China’s small steps on offshore use of yuan are starting to add up

China’s yuan currency is slowly but surely being adopted for more international payments, which analysts say could lay foundations for a trade system running parallel to the dominant U.S. dollar.

In the past day alone, data showed that more cross-border transactions with China were settled in yuan in March than in dollars for the first time, and that Argentina said it aims to regularly pay for Chinese goods in yuan and not dollars.

While the dollar dominates world trade settlements, the news comes amid a steady drumbeat of more and more bilateral deals arranging yuan payments with China — from Chinese oil purchases in the Middle East to trade with partners from Brazil to Russia.

True global yuan adoption is unlikely, given expectations that Beijing will want to keep a tight grip on the currency. But incremental progress is already fashioning a new trade architecture and is gaining pace, particularly as Russia’s expulsion from much of the West’s payment systems has accelerated the development of alternatives.

“The world’s largest commodity exporters and importers – China, Russia and Brazil – are now working together on using renminbi for cross-border payments,” said Chi Lo, senior investment strategist at BNP Paribas Asset Management in Hong Kong.

“Their cooperation could draw other countries to renminbi payments over time and cumulatively, this group could lift the renminbi at the expense of the dollar,” he said.

China has long sought to increase the yuan’s undersized 2.2% share of global payments, but seemingly without being willing to open its capital accounts and allow the sort of free-flowing movement that makes dollars, euros and yen so convenient.

Russia’s war on Ukraine, and the resulting Western sanctions, has given substance to the push. Suddenly, Russia has come from virtually nowhere to become the fourth-largest yuan-trading hub outside China.

The yuan’s share of Russia’s currency market has leapt to 40% to 45%, from less than 1% at the start of last year. Its share of world trade financing, according to SWIFT, has increased to 4.5% in February from 1.3% two years ago. The dollar’s is 84%.

“It will not replace the U.S. dollar globally, but it is already starting to replace the dollar in some of China’s trade relationships,” said Gerard DiPippo and Andrea Leonard Palazzi, economists at Washington’s Center for Strategic and International Studies, in an article last week.

“This kind of renminbi internationalisation may achieve Beijing’s goals, including reducing China’s exposure to exchange rate fluctuations and mitigating China’s vulnerabilities to U.S. financial sanctions.”

SLOW MOVING

World trade flows are dominated by dollars, euros, sterling and yen because those currencies are freely available and connected to open economies in ways the capital-controlled yuan is not. To be sure, there are no signs that is changing.

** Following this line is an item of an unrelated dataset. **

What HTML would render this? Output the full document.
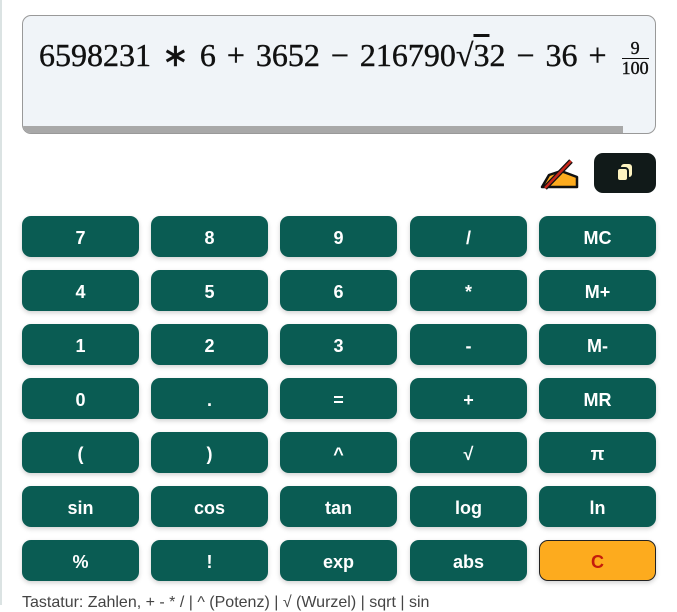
<!DOCTYPE html>
<html><head><meta charset="utf-8"><style>
html,body{margin:0;padding:0;width:677px;height:605px;overflow:hidden;background:#fff;font-family:"Liberation Sans",sans-serif}
.edge{position:absolute;left:0;top:0;width:2px;height:605px;background:#dbe3e3}
.disp{position:absolute;left:22px;top:15px;width:632px;height:117px;background:#f0f4f8;border:1px solid #999;border-radius:9px;overflow:hidden}
.math{position:absolute;left:16px;top:20px;font-family:"Liberation Serif",serif;font-size:32px;color:#111;white-space:nowrap;-webkit-text-stroke:0.4px #111;word-spacing:3px}
.frac{display:inline-block;vertical-align:middle;text-align:center;font-size:18px;line-height:19px;margin-left:4px;word-spacing:0}
.frac span{display:block}
.frac .n{border-bottom:1px solid #111}
.sb{position:absolute;left:0;bottom:0;width:600px;height:7px;background:#a8a8a8}
.copy{position:absolute;left:594px;top:153px;width:62px;height:40px;background:#111a19;border-radius:9px}
.btn{position:absolute;width:117px;height:41px;padding-top:3px;box-sizing:border-box;background:#0a5c53;border-radius:9px;color:#fff;font-weight:bold;font-size:18px;display:flex;align-items:center;justify-content:center;box-shadow:0 2px 5px rgba(0,0,0,.18)}
.c{background:#fdab1e;color:#c41c0c;border:1px solid #222}
.foot{position:absolute;left:22px;top:594px;font-size:16px;color:#444;white-space:nowrap}
</style></head><body>
<div class="edge"></div>
<div class="disp"><div class="math">6598231 ∗ 6 + 3652 − 216790√<span style="text-decoration:overline">3</span>2 − 36 + <span class="frac"><span class="n">9</span><span>100</span></span></div><div class="sb"></div></div>
<svg style="position:absolute;left:539px;top:157px" width="40" height="34" viewBox="0 0 40 34">
<path d="M3 30 L10 18 L22 14 L38 20 L38 30 Z" fill="#fdab1e" stroke="#111" stroke-width="2.5" stroke-linejoin="round"/>
<line x1="6" y1="31" x2="32" y2="4" stroke="#111" stroke-width="5"/>
<line x1="6" y1="31" x2="32" y2="4" stroke="#c8261a" stroke-width="2.5"/>
</svg>
<div class="copy"><svg style="position:absolute;left:21px;top:10px" width="20" height="20" viewBox="0 0 20 20"><rect x="6" y="1" width="11" height="13" rx="3" fill="#fdf3c0"/><rect x="2" y="5" width="11" height="13" rx="3" fill="#fdf3c0" stroke="#111a19" stroke-width="2"/></svg></div>
<div class="btn" style="left:22px;top:216px">7</div><div class="btn" style="left:151px;top:216px">8</div><div class="btn" style="left:280px;top:216px">9</div><div class="btn" style="left:410px;top:216px">/</div><div class="btn" style="left:539px;top:216px">MC</div>
<div class="btn" style="left:22px;top:270px">4</div><div class="btn" style="left:151px;top:270px">5</div><div class="btn" style="left:280px;top:270px">6</div><div class="btn" style="left:410px;top:270px">*</div><div class="btn" style="left:539px;top:270px">M+</div>
<div class="btn" style="left:22px;top:324px">1</div><div class="btn" style="left:151px;top:324px">2</div><div class="btn" style="left:280px;top:324px">3</div><div class="btn" style="left:410px;top:324px">-</div><div class="btn" style="left:539px;top:324px">M-</div>
<div class="btn" style="left:22px;top:378px">0</div><div class="btn" style="left:151px;top:378px">.</div><div class="btn" style="left:280px;top:378px">=</div><div class="btn" style="left:410px;top:378px">+</div><div class="btn" style="left:539px;top:378px">MR</div>
<div class="btn" style="left:22px;top:432px">(</div><div class="btn" style="left:151px;top:432px">)</div><div class="btn" style="left:280px;top:432px">^</div><div class="btn" style="left:410px;top:432px">√</div><div class="btn" style="left:539px;top:432px">π</div>
<div class="btn" style="left:22px;top:486px">sin</div><div class="btn" style="left:151px;top:486px">cos</div><div class="btn" style="left:280px;top:486px">tan</div><div class="btn" style="left:410px;top:486px">log</div><div class="btn" style="left:539px;top:486px">ln</div>
<div class="btn" style="left:22px;top:540px">%</div><div class="btn" style="left:151px;top:540px">!</div><div class="btn" style="left:280px;top:540px">exp</div><div class="btn" style="left:410px;top:540px">abs</div><div class="btn c" style="left:539px;top:540px">C</div>
<div class="foot">Tastatur: Zahlen, + - * / | ^ (Potenz) | √ (Wurzel) | sqrt | sin</div>
</body></html>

“In most trades, importers have a comparative advantage in determining the terms of trades, such as pricing and settlement currency,” says Zhang Yu, chief macro analyst at Huachuang Securities in Beijing.

“Therefore, if exporters want to use yuan to settle trades, they must persuade foreign importers to pay in yuan, which often takes a long time.”

China itself needs time to create depth in a limited pool of yuan outside its shores, which is less easy for Beijing to control.

“For yuan usage to grow in scale it make take 10 years or longer,” says Andre Wheeler, chief executive of supply chain, trade risk consultancy Wheeler Management Consulting based in Australia.

“If they were to try to change Australia iron ore trades to be settled in yuan, I don’t think China would be able to cope with that scale.”

Yet the yuan offers other attractions to China’s trading partners. In Argentina’s case, buying goods in yuan saves draining dwindling dollar reserves. More broadly, each new adopter adds to a currency system’s depth and usefulness.

“One of the many reasons for using the dollar is what we call network effects,” said Michael Pettis, senior fellow at Carnegie China.

“The more of us that use it, the cheaper it becomes to use and the more efficient it becomes to use,” he said.